Tally the lines that contain "this" and report the total alone.

** START OF Given records **

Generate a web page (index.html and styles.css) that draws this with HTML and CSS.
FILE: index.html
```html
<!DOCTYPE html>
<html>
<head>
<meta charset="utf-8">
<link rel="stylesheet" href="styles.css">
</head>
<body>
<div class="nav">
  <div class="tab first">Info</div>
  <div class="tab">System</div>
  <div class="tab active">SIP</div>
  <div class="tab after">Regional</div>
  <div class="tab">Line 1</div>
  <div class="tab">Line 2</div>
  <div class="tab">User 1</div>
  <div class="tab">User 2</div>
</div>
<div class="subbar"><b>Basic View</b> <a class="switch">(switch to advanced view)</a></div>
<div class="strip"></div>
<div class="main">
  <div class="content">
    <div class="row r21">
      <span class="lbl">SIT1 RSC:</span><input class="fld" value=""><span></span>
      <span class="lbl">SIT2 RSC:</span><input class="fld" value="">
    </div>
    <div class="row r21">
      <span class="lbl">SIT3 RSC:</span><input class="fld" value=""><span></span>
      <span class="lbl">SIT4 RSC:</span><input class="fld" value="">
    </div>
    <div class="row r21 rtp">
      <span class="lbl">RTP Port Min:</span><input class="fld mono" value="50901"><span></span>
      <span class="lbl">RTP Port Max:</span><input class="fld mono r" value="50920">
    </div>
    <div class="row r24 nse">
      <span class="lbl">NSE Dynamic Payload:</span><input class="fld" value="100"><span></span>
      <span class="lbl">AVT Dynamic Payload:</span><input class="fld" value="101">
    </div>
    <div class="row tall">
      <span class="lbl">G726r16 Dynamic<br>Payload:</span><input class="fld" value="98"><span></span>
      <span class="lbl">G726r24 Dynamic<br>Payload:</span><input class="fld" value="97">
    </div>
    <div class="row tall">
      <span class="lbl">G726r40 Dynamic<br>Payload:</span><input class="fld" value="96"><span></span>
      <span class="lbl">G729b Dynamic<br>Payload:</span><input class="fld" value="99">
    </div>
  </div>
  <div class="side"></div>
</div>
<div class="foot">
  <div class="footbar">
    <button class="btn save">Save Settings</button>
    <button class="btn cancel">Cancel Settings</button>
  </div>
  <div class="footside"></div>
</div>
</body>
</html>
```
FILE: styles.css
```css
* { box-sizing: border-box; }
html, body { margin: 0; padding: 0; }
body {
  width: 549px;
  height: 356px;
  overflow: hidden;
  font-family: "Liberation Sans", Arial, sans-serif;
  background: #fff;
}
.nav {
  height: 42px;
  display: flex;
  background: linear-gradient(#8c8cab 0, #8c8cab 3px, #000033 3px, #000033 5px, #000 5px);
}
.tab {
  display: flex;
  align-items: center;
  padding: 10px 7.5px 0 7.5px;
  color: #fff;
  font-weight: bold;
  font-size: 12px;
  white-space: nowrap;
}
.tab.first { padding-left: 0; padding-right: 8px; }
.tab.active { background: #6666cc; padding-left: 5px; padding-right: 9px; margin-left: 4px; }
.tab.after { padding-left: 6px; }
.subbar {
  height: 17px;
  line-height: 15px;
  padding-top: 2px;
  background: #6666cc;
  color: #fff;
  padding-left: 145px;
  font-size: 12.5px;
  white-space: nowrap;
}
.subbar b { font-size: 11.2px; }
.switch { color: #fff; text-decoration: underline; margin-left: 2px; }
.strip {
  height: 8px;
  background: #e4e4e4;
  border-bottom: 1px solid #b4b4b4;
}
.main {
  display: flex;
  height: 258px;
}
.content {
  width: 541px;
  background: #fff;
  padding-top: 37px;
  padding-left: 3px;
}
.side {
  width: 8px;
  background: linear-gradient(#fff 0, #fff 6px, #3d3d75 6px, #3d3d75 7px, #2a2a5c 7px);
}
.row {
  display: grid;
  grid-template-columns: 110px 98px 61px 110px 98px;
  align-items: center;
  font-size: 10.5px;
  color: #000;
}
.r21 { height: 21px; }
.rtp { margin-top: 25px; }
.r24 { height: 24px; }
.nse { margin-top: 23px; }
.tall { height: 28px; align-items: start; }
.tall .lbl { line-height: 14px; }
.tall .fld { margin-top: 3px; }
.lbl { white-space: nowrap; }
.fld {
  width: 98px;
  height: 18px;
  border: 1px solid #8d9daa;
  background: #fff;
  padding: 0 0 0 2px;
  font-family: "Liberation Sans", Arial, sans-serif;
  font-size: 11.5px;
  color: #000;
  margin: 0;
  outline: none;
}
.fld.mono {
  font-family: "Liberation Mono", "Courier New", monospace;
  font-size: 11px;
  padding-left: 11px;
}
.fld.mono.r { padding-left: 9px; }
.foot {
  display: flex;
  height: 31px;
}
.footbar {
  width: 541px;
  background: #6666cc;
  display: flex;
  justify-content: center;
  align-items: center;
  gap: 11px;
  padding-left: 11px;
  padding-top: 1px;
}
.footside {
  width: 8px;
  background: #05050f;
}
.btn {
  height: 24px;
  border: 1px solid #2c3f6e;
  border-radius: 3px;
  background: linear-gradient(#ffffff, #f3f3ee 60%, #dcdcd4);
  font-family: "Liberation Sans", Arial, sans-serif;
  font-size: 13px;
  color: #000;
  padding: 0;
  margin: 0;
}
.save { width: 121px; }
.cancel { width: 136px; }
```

** END OF Given records **
** START OF Given records **

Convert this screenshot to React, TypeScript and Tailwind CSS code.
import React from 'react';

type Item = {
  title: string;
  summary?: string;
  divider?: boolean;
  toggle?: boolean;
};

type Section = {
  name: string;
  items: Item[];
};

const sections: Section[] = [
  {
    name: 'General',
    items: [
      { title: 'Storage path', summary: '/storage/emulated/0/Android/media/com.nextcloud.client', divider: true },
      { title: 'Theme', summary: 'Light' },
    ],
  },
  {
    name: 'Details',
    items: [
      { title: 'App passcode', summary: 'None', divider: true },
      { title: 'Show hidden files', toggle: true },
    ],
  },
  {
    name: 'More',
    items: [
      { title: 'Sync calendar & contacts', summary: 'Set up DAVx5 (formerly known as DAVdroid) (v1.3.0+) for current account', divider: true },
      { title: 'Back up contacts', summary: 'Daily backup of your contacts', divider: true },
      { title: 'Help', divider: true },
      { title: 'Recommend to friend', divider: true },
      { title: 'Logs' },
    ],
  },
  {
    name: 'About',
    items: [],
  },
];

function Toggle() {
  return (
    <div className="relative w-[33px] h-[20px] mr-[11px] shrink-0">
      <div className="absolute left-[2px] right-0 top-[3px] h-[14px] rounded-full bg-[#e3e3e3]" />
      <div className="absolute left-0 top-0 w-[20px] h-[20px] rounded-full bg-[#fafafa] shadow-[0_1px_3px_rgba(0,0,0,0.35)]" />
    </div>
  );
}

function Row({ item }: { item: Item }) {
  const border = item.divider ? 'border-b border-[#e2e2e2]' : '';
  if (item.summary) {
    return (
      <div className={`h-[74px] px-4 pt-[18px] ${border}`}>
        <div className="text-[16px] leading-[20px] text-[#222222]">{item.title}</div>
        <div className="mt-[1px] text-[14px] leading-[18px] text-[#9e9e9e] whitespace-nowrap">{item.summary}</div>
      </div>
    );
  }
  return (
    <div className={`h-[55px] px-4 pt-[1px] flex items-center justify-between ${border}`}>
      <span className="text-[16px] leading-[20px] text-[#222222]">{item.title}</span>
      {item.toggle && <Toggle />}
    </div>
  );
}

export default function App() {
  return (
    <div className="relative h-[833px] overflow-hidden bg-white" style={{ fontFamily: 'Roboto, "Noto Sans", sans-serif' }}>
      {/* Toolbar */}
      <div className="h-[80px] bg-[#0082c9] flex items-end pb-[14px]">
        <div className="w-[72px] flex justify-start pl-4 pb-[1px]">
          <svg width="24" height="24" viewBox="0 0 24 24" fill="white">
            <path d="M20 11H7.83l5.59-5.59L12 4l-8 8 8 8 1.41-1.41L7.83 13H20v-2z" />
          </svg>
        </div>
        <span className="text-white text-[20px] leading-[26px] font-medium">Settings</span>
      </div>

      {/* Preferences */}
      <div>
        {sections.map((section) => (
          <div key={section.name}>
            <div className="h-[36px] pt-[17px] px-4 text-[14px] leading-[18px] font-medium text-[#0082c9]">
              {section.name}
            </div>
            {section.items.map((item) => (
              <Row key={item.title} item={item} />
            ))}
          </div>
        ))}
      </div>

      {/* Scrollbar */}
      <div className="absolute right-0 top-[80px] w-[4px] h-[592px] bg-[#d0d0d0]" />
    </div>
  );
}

** END OF Given records **

■ Complete response:
2